In that syntax, the element that the pointer is pointing at is thought of being the first element of an imaginary slice. The [] operator provides access to the specified element of that slice. The ptr above initially points at the element at index 2 of the original floats slice. ptr[1] is a reference to the element 1 of the imaginary slice that starts at ptr (i.e. index 3 of the original slice).

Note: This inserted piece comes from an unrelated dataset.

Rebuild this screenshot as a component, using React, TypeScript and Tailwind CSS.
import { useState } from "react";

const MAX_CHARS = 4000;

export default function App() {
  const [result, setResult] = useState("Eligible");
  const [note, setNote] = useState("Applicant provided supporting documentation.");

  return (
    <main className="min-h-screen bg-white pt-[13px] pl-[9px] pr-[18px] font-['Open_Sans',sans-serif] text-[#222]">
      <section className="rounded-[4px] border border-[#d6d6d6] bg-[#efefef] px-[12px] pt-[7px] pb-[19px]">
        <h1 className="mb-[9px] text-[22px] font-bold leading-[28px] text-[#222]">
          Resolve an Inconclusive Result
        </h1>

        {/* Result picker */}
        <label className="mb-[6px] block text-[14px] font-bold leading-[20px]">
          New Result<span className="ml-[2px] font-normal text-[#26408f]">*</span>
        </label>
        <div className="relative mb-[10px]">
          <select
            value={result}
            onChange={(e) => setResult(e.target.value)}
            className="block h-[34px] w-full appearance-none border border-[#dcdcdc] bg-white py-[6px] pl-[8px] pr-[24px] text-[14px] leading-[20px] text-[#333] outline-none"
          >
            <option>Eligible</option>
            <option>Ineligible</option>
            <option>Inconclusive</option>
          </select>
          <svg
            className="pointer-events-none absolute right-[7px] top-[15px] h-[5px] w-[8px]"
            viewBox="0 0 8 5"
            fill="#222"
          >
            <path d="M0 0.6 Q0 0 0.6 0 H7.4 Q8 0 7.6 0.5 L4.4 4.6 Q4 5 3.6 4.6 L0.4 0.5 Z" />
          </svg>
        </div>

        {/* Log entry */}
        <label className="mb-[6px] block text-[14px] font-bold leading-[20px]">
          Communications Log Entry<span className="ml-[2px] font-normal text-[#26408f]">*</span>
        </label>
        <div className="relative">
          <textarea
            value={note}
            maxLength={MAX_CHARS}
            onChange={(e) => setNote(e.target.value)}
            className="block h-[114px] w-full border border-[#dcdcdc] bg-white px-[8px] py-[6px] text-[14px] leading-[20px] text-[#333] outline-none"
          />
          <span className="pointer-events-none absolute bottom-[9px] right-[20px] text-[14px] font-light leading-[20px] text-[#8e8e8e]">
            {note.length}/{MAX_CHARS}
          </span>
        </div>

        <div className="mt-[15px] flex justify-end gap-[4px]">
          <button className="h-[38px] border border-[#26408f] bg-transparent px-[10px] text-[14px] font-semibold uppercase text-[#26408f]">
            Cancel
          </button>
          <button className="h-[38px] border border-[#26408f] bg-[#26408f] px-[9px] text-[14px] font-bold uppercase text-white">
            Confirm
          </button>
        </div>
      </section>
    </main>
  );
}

Although this behavior may seem complicated, there is a very simple conversion behind that syntax. Behind the scenes, the compiler converts the pointer[index] syntax to the *(pointer + index) expression:

    ptr[1] = -200;      // slice syntax
    *(ptr + 1) = -200;  // the equivalent of the previous line

As I have mentioned earlier, the compiler may not guarantee that this expression refers to a valid element. D's slices provide a much safer alternative and should be considered instead:

    double[] slice = floats[2 .. 4];
    slice[0] = -100;
    slice[1] = -200;

Normally, index values are checked for slices at run time:

    slice[2] = -300;  // Runtime error: accessing outside of the slice

Because the slice above does not have an element at index 2, an exception would be thrown at run time (unless the program has been compiled with the -release compiler switch):

core.exception.RangeError@deneme(8391): Range violation

Producing a slice from a pointer

Pointers are not as safe or as useful as slices because although they can be used with the slice indexing operator, they are not aware of the valid range of elements.

However, when the number of valid elements is known, a pointer can be used to construct a slice.

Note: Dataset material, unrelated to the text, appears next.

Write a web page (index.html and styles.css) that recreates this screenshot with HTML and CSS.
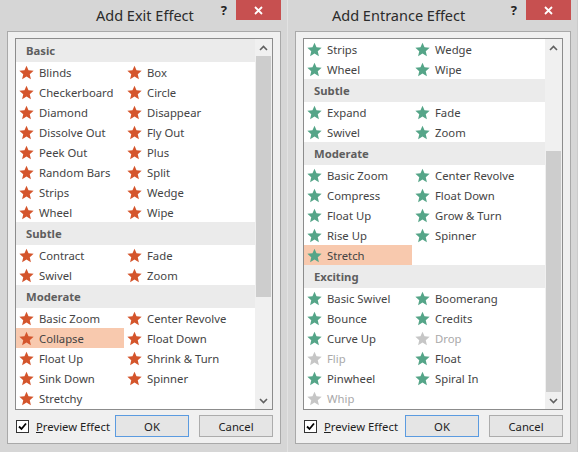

Let's assume that the makeObjects() function below is inside a C library. Let's assume that makeObjects makes specified number of Struct objects and returns a pointer to the first one of those objects:

    Struct * ptr = makeObjects(10);

The syntax that produces a slice from a pointer is the following:

    /* ... */ slice = pointer[0 .. count];

Accordingly, a slice to the 10 objects that are returned by makeObjects() can be constructed by the following code:

    Struct[] slice = ptr[0 .. 10];

After that definition, slice is ready to be used safely in the program just like any other slice:

    writeln(slice[1]);    // prints the second element

`void*` can point at any type

Although it is almost never needed in D, C's special pointer type void* is available in D as well. void* can point at any type:

    int number = 42;
    double otherNumber = 1.25;
    void * canPointAtAnything;

    canPointAtAnything = &number;
    canPointAtAnything = &otherNumber;

The void* above is able to point at variables of two different types: int and double.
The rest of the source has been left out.